On September 3, 2010, in a Reply sent by Oubao Company to the HPC of Liaoning, it agreed to provide the property worth 200 million yuan with a floor area of 12,026.91 square meters located at 332 Suhong Highway, Qingpu District, Shanghai Municipality as security for its application for property preservation. In court, Oubao Company acknowledged that the aforesaid property was owned by Shanghai Trevi Skin Care Products Co., Ltd. (hereinafter referred to as “Shanghai Trevi”). Shanghai Trevi was formed on December 9, 2002, its legal representative was Wang Zuoxin, and its shareholders included Wang Zuoxin; Wang Yang and Zou Yan, who were also shareholders of Hanhuang Company; Zong Huiguang, Jiang Wenqi, and Wang Qi, who were also shareholders of Oubao Company. Wang Yang was a director, Zong Huiguang was the vice chairman of the board and deputy general manager, Wang Qi was the deputy general manager, and Huo Jing was a director, of Shanghai Trevi.
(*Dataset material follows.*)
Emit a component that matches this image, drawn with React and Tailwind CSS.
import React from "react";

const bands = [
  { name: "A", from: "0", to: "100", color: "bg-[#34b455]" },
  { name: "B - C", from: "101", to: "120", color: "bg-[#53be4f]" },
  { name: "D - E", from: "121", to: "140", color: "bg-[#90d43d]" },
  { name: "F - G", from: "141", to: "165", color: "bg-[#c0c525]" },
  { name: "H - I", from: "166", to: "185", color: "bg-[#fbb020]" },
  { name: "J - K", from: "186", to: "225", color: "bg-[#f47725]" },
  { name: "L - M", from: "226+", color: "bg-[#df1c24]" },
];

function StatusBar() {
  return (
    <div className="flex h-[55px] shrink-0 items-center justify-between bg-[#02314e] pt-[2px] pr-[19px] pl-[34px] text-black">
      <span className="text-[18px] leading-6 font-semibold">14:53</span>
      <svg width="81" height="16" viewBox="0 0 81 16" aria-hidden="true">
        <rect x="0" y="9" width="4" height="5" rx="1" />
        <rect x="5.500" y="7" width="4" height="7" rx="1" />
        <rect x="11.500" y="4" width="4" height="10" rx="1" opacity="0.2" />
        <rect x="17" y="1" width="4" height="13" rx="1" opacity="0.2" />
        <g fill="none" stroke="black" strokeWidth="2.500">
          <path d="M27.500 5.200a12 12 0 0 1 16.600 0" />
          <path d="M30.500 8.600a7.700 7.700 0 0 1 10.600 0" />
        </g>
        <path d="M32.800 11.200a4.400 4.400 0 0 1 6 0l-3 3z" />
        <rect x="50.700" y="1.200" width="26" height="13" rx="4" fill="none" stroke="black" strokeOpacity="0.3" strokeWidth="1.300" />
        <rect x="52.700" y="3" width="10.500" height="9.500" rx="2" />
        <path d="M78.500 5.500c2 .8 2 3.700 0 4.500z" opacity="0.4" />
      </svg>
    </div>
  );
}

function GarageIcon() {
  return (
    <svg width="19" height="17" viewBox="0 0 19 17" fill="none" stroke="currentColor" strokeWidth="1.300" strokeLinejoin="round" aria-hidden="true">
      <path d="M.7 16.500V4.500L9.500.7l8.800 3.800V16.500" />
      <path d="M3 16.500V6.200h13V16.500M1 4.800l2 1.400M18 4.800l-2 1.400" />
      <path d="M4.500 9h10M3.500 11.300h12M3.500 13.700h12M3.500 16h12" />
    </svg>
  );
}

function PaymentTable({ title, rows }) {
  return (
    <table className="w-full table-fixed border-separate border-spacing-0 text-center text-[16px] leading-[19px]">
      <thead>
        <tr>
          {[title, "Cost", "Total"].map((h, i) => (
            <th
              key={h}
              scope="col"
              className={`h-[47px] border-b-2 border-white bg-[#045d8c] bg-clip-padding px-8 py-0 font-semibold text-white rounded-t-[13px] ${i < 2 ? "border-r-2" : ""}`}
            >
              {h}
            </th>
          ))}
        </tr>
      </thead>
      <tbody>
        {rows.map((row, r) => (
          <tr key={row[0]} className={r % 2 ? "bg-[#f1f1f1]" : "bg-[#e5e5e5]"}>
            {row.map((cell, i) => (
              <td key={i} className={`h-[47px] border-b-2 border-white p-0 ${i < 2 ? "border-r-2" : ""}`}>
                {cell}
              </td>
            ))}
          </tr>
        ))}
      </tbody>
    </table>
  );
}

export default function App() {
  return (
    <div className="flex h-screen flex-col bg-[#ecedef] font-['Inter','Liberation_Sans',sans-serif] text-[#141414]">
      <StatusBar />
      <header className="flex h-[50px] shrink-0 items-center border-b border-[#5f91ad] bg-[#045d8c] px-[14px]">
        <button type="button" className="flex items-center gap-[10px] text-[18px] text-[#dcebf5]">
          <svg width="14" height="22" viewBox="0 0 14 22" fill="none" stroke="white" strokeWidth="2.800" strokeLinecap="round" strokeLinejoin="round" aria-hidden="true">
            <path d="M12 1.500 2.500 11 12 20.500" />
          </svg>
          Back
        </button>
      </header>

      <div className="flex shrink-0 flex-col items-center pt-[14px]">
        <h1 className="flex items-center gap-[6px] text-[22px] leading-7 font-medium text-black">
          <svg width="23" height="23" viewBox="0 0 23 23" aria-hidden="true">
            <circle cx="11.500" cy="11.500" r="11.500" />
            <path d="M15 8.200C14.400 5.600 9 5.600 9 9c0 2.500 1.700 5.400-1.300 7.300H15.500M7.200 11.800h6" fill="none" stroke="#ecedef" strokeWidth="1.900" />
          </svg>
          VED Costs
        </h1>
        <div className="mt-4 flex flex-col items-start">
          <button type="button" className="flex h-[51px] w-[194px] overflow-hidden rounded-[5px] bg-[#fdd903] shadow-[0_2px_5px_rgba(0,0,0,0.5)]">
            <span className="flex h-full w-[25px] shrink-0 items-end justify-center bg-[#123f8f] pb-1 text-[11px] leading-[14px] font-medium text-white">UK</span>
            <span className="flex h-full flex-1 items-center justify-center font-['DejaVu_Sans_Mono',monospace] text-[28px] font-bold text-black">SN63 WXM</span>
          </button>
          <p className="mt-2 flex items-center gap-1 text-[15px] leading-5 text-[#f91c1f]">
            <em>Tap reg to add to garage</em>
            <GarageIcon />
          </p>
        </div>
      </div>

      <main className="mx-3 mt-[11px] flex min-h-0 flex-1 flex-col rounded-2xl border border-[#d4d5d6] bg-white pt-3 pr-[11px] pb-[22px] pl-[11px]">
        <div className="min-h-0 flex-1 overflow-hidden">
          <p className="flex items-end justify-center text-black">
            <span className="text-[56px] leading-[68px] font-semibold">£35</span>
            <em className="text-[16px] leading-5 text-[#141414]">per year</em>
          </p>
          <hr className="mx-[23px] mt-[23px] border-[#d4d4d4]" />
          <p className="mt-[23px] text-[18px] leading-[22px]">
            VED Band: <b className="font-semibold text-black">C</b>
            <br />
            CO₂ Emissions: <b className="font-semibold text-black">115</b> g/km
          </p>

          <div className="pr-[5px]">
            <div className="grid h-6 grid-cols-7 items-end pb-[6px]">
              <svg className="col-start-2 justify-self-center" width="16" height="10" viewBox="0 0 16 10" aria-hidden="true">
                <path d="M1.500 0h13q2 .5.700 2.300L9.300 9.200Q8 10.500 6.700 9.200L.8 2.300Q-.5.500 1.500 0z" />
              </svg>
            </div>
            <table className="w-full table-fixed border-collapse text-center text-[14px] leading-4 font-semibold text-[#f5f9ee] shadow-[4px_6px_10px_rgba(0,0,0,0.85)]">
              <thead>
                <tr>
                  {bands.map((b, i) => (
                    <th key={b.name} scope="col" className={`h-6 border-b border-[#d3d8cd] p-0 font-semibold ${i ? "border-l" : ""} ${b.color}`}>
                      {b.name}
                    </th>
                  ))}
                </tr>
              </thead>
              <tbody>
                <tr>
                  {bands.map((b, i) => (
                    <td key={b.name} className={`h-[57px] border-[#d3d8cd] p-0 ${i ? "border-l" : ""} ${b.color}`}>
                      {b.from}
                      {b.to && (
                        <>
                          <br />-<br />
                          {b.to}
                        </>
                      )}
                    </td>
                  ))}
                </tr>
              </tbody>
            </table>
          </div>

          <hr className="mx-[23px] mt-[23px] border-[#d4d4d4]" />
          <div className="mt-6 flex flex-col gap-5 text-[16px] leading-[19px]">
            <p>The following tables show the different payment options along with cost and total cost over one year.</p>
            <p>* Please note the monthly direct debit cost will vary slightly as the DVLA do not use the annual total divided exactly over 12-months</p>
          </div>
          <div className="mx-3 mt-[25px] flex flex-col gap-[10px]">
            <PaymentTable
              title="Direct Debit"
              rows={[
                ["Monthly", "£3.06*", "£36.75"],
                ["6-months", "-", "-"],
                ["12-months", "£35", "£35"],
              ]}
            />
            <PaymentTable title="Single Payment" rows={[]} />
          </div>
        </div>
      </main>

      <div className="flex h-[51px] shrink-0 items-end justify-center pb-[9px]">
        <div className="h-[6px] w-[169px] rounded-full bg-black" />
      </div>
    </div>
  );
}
On April 20, 2011, Oubao Company filed an application with the HPC of Liaoning for the enforcement of a civil judgment (No. 15 [2010], First, Civil DivisionII, HPC, Liaoning), and on the same day, the HPC of Liaoning registered the case for enforcement. On July 12 of the same year, Oubao Company submitted to the HPC of Liaoning a written application, stating that: “In order to recover funds as soon as possible and reduce the Company's losses, upon consultation with the judgement debtor, the Company will allow it to sell the remaining properties of the project; however, the payments must be collected by the financial personnel assigned by the Company and be deposited in the account designated by the Company.” On September 6, 2011, the HPC of Liaoning issued a Notice of Assisting in Enforcement to the Real Estate Management Office of Donggang City, requiring the Office to directly register the transfer of the aforesaid properties to the buyers, not parties to this case, because the relevant seized properties had been delivered to the enforcement applicant for setoff of debts.
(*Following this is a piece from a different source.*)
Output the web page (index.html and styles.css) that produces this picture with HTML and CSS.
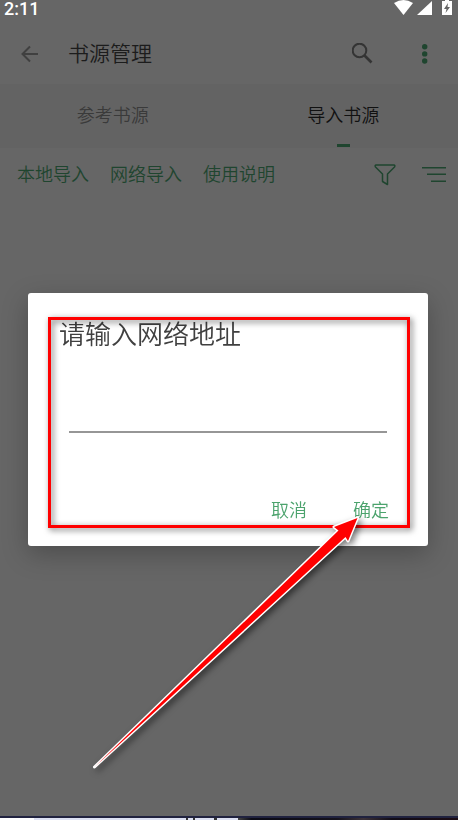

After Oubao Company applied for enforcement, in addition to Xie Tao, other creditors of Trevi Company, including Shi'an Company, Jiangxi Linchuan Construction and Installation Engineering Corporation, and Donggang Qianyang Construction and Installation Engineering Corporation, also reported sham litigation based on fabricated debts between Oubao Company and Trevi Company to the HPC of Liaoning by submitting objections to enforcement and other means.
Members of the liquidation group of Hanhuang Company included Wang Zuoxin, Wang Yang, and Jiang Wenqi, and Wang Zuoxin was the head of it. The liquidation group notified all creditors within ten days of its formation, and on May 14, 2011, published a deregistration notice on Shanghai Business Daily. On June 25, 2012, Wang Zuoxin transferred 16 million yuan equities of Trevi Company held by Hanhuang Company to Wang Yang, and 2 million yuan equities to Zou Yan. On July 9, 2012, the modification registration was conducted with the industrial and commercial authority.
The shareholders of Shaqi Company, Wang Zhenyi and Xiu Guifang, were Wang Zuoxin's father and mother; Wang Ge, a shareholder of Oubao Company, was the daughter of Wang Zuopeng, elder brother of Wang Zuoxin; and Wang Zuoxin and Wang Yang were brother and sister.
2. Facts on fund transfers between Oubao Company and companies involved
For Oubao Company's account with last digits of 8115 (hereinafter referred to as “Oubao Company's account of 8115”), its transaction details from January 4, 2006, to September 29, 2011, showed that mutual fund transfers between Oubao Company and Trevi Company started from March 8, 2006. On March 8, 2006, 3 million yuan was transferred from Oubao Company's account of 8115 to Trevi Company's account with last digits of 4891 (hereinafter referred to as “Trevi Company's account of 4891”), and the purpose noted was “loan.” On June 12, 2006, 8.01 million yuan was transferred from the account to Trevi Company. From August 16 to 23, 2007, almost 70 transfers were made from Trevi Company's account to Oubao Company's account of 8115, and the purpose noted was mostly “payment for goods.” From January 4, 2006, to September 29, 2011, there were transfers in large amounts between the account and the accounts of Shaqi Company, Shenyang Trevi, Hanhuang Company, and Shanghai Trevi, and the purpose noted was mostly “payment for goods” or “loan.”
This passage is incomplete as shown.